Blue Pop pop filter With Blue Yeti

by on February 3, 2011

In my reviewing role at I received a Blue Yeti to review. I really like this microphone, you can read the review on that site. It is a great USB microphone, and they recently released a new Pro version with more features.

I used the mic for a while, and started looking for a pop filter. If you are not familiar with what a pop filter is, it is a screen you put in front of a mic to prevent “pops”. A pop occurs when you are speaking, and essentially blow air into the mic. The pop filter prevents this.
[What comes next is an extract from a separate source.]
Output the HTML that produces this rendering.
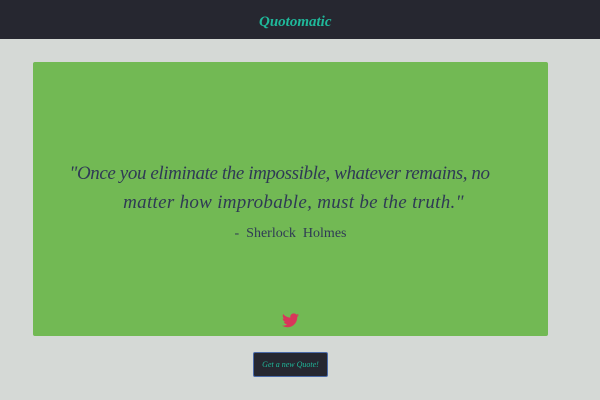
<!DOCTYPE html>
<html><head><style>
body{margin:0;width:600px;height:400px;background:#d5d9d6;overflow:hidden;font-family:"Liberation Serif",serif;}
.nav{position:absolute;left:0;top:0;width:600px;height:39px;background:#262730;}
.nav span{position:absolute;left:259px;top:14px;color:#1fb89a;font-style:italic;font-weight:bold;font-size:15px;}
.card{position:absolute;left:33px;top:62px;width:515px;height:274px;background:#72b954;border-radius:2px;}
.q{position:absolute;width:515px;text-align:center;color:#2f3a55;font-style:italic;font-size:19px;line-height:29px;letter-spacing:-0.4px;white-space:nowrap;}
.a{position:absolute;left:0;width:515px;top:164px;text-align:center;color:#2f3a55;font-size:14px;}
.tw{position:absolute;left:249px;top:251px;}
.btn{position:absolute;left:253px;top:352px;width:73px;height:23px;background:#262730;border:1.5px solid #4a6aa8;border-radius:2px;color:#1fb89a;font-style:italic;font-size:8px;text-align:center;line-height:23px;}
</style></head><body>
<div class="nav"><span>Quotomatic</span></div>
<div class="card">
<div class="q" style="left:-11px;top:97px">"Once you eliminate the impossible, whatever remains, no</div>
<div class="q" style="left:3px;top:126px;letter-spacing:0.3px">matter how improbable, must be the truth."</div>
<div class="a">-&nbsp; Sherlock&nbsp; Holmes</div>
<svg class="tw" width="17" height="15" viewBox="0 0 24 20"><path fill="#d9365a" d="M24 2.4c-.9.4-1.8.6-2.8.8 1-.6 1.8-1.6 2.2-2.7-1 .6-2 1-3.1 1.2C19.3.6 18 0 16.6 0c-2.7 0-4.9 2.2-4.9 4.9 0 .4 0 .8.1 1.1C7.7 5.8 4.1 3.9 1.7.9c-.4.7-.7 1.6-.7 2.5 0 1.7.9 3.2 2.2 4.1-.8 0-1.6-.2-2.2-.6v.1c0 2.4 1.7 4.4 3.9 4.8-.4.1-.8.2-1.3.2-.3 0-.6 0-.9-.1.6 2 2.4 3.4 4.6 3.4-1.7 1.3-3.8 2.1-6.1 2.1-.4 0-.8 0-1.2-.1 2.2 1.4 4.8 2.2 7.5 2.2 9.1 0 14-7.5 14-14v-.6c1-.7 1.8-1.6 2.5-2.5z"/></svg>
</div>
<div class="btn">Get a new Quote!</div>
</body></html>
In looking at options, I immediately gravitated to Blue’s own Pop pop filter. However, it is not cheap. The retail price is $79. So I went to Amazon where I received good news and bad news. The good news is that you can get it for under $30 (price fluctuates, I bought it for $27) but the bad news is the reviews were not good.

Most folks liked how the filter worked, but had issues installing it on a Yeti. There are some pretty involved customizations ranging from drilling the Pop’s bracket, to drilling a hole in the Yeti stand.

I was not a fan of any that, but before I moved on I figured I would check with Blue. So I asked @BlueMicrophones on twitter and received a reply that it worked fine, with a picture of it.

So bolstered by this recommendation, and photographic evidence, I purchased the Pop from Amazon. I plan on doing a full review of the filter (with audio samples) for The Gadgeteer, but since that may be a while (I have other things in my queue on that site) I wanted to just focus on fit.

Installing the filter is a breeze. Here is a side view of the filter mounted on the Yeti:

The only issue with this method, is that it does somewhat restrict how far back the mic can tilt. Here it is at maximum tiltage (is that a word?):

I honestly do not see this as being a big issue. I can’t imagine wanting to tilt it any farther. Not sure why this escaped the reviewers on Amazon, though some pictures showing how to install it would have been nice. There is almost no documentation. Now, for pro audio folks, that is probably not necessary, but for rubes (like me) it would help.

It’s not perfect. They obviously thought through the design to prevent damaging your equipment. Here is a close-up of the mounting bracket. Notice the plastic end of the screw and the pad in the bracket.

Unfortunately the pad does not extend all the way to the edge. The rail you mount the filter on the Yeti is curved:

As a result you get some metal-on-metal action on the edge of the bracket. I am not ruling out that the damage was due to over-zealous tightening on my part, but it did leave a mark, well, actually 2 marks:

Not a huge deal, but I would caution restraint in tightening.

There were also comments that the gooseneck did not hold up the filter well. I had absolutely no issue with that. The only thing I can think of there is that they were moving it, causing the screw on the bracket to loosen, and failing to re-tighten the screw. It’s just a matter of physics that when you essentially rotate the connector on the bracket, it can loosen. So use two hands, tighten, and you should have no issues.

I am very happy with the purchase, the filter works great, and I had no issues installing it. If you have a Yeti I can whole-heartedly recommend this accessory.